===== Records =====

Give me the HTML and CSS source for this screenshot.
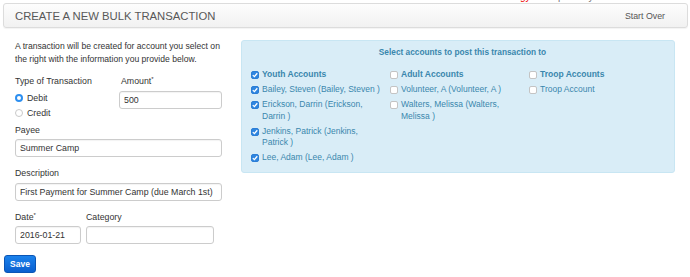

=====
===== Records =====

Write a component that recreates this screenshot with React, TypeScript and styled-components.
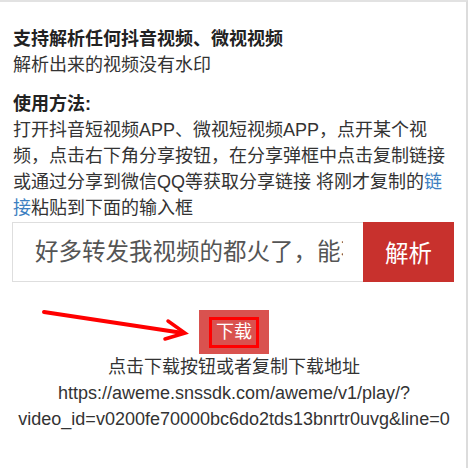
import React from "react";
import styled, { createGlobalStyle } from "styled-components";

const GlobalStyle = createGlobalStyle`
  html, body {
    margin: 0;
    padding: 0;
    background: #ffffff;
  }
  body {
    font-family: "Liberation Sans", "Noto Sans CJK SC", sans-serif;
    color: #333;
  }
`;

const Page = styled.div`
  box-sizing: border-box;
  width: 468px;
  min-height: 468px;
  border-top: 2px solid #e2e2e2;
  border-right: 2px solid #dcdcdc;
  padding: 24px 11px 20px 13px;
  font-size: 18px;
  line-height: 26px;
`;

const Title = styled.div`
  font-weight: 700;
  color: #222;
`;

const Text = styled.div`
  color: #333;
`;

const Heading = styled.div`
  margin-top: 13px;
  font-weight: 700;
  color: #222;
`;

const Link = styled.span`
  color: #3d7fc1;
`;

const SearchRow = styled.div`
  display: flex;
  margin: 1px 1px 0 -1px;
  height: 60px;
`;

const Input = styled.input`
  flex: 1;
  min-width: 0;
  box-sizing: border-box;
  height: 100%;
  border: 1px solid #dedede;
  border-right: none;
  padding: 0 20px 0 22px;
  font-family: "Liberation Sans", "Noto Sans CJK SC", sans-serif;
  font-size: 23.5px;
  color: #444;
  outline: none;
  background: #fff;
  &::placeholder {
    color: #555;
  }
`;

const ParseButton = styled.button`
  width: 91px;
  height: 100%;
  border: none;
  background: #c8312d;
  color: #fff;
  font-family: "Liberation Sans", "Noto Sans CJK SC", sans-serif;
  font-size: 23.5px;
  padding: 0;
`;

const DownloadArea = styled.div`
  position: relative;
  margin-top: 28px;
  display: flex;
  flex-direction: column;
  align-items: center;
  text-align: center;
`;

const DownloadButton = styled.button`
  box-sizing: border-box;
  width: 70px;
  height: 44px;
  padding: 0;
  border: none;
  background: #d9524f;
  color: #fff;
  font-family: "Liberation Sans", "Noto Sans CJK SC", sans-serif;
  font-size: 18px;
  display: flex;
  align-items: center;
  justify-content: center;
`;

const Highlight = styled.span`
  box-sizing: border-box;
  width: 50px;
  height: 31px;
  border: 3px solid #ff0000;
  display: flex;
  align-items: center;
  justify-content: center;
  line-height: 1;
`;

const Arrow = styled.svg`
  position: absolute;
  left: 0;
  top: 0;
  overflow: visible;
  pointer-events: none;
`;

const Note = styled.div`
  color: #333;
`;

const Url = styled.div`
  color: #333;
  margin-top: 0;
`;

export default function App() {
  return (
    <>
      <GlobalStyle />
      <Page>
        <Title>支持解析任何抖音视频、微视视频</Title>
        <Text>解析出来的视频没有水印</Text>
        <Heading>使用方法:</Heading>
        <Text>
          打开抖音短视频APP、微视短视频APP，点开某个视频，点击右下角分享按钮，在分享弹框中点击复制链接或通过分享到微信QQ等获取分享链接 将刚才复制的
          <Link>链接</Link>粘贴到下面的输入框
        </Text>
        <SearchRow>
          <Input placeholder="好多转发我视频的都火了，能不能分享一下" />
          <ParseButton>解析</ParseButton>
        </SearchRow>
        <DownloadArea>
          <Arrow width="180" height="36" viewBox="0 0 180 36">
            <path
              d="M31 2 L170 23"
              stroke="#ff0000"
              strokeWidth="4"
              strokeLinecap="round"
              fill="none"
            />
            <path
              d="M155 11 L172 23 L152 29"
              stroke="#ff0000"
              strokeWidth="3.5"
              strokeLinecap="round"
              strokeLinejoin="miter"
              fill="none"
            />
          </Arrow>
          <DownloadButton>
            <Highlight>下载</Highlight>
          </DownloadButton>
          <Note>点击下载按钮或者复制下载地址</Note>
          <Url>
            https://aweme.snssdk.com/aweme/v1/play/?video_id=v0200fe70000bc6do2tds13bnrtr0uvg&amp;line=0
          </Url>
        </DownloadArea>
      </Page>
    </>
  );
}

=====

### Task requirements:
Select the lines in this material that hold the word "React", leaving none out.

### The completed task:
Write a component that recreates this screenshot with React, TypeScript and styled-components.
import React from "react";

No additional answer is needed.